Service I Limit State shall be applied as a restriction on deformation under regular service conditions LRFD [1.3.2.2]. The total factored force effect, Q, must not exceed the factored resistance, Rr , as shown in the equation in 23.3.2.1.

Service I Limit State LRFD [3.4.1] will be used for:

• Checking live load deflection criteria

23.3.4.1 Factored Loads

The value of the load modifier, ηi , is 1.00, as stated in 23.3.2.2.

Service I Limit State will be used to analyze the structure for force effects, Qi , due to appropriate (HL-93) live loads, LL and IM, defined in 23.4.4.1.

For Service I Limit State, the value of γi for applied live load, is found in LRFD [Table 3.4.1-1] and its value is: γLL+IM = 1.0

Therefore, for Service I Limit State:

Q = 1.0 [ 1.0(LL + IM) ]

Where LL and IM represent force effects due to these applied loads.

23.3.4.2 Factored Resistance

The resistance factor, φ, for Service Limit State, is found in LRFD [1.3.2.1] and its value is 1.00.

The factored resistance, Rr , associated with the checking of live load deflection using Service I Limit State is described below.

23.3.4.2.1 Live Load Deflection Criteria

All spike “laminated deck” structures shall be designed to meet live load deflection limits.
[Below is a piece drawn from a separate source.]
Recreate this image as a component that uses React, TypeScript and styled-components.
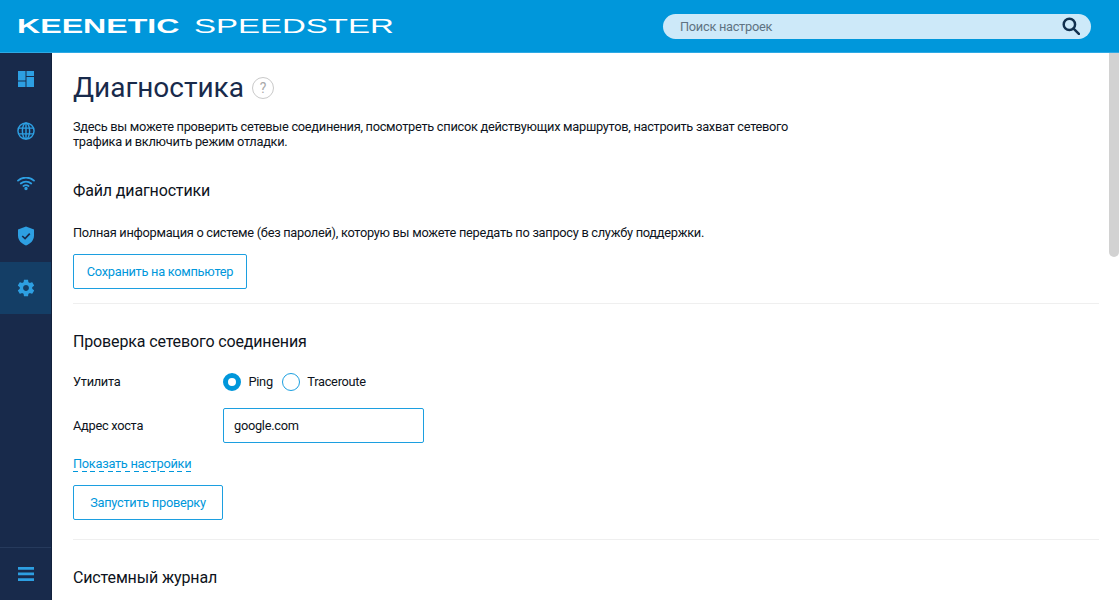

Large deflections in wood components can cause fasteners to loosen and wearing surfaces to deteriorate. The limit for live load deflections for laminated deck structures is L/425 for vehicular and pedestrian loads LRFD [2.5.2.6.2]. The deflections are based on entire deck width acting as a unit and net-section moment of inertia, Inet .

The nominal resistance, Rn , or deflection limit, is:

Rn = L/425


July 2019 23-12

Where:

L = Span length

The factored resistance, Rr , is:

Rr = φ Rn = φ (L/425)

The resistance factor, φ, is 1.00, therefore:

Rr = (1.0) Rn = (L/425)

23.3.5 Fatigue Limit State

Fatigue need not be investigated for wood decks (laminated decks) as described in LRFD [9.5.3, 9.9]


July 2019 23-13

Laminated Deck Design Procedure

23.4.1 Trial Deck Depth

Prepare preliminary structure data, looking at the type of structure, span lengths, skew, roadway width, etc.. Knowing the span lengths, a trial deck depth can be obtained from Table 23.2-1.

NOTE: With preliminary structure sizing complete, check to see if structure exceeds limitations in 23.1.2.

23.4.2 Dimensions

Structural calculations shall be based on the actual net dimensions for the anticipated use conditions. These net dimensions depend on the type of surfacing used on the timber member. See LRFD [8.4.1.1.2] for a description of dimensions to use.

23.4.3 Dead Loads (DC, DW)

Dead loads (permanent loads) are defined in LRFD [3.3.2]. Timber dead load is computed by using a unit weight of 50 pcf LRFD [3.5.1]. This value includes the weight of mandatory preservatives used to treat the wood. The bituminous wearing surface load is computed by using a unit weight of 150 pcf.

DC = dead load of structural components and any nonstructural attachments

DW = dead load of bituminous wearing surface, future wearing surface (F.W.S.) and utilities

The laminated deck dead load, DCdeck , and the bituminous wearing surface load, DWbitws , are included in the design. A post dead load, DWFWS , of 20 psf, for possible future wearing surface (F.W.S.), is required in the design by the Bureau of Structures.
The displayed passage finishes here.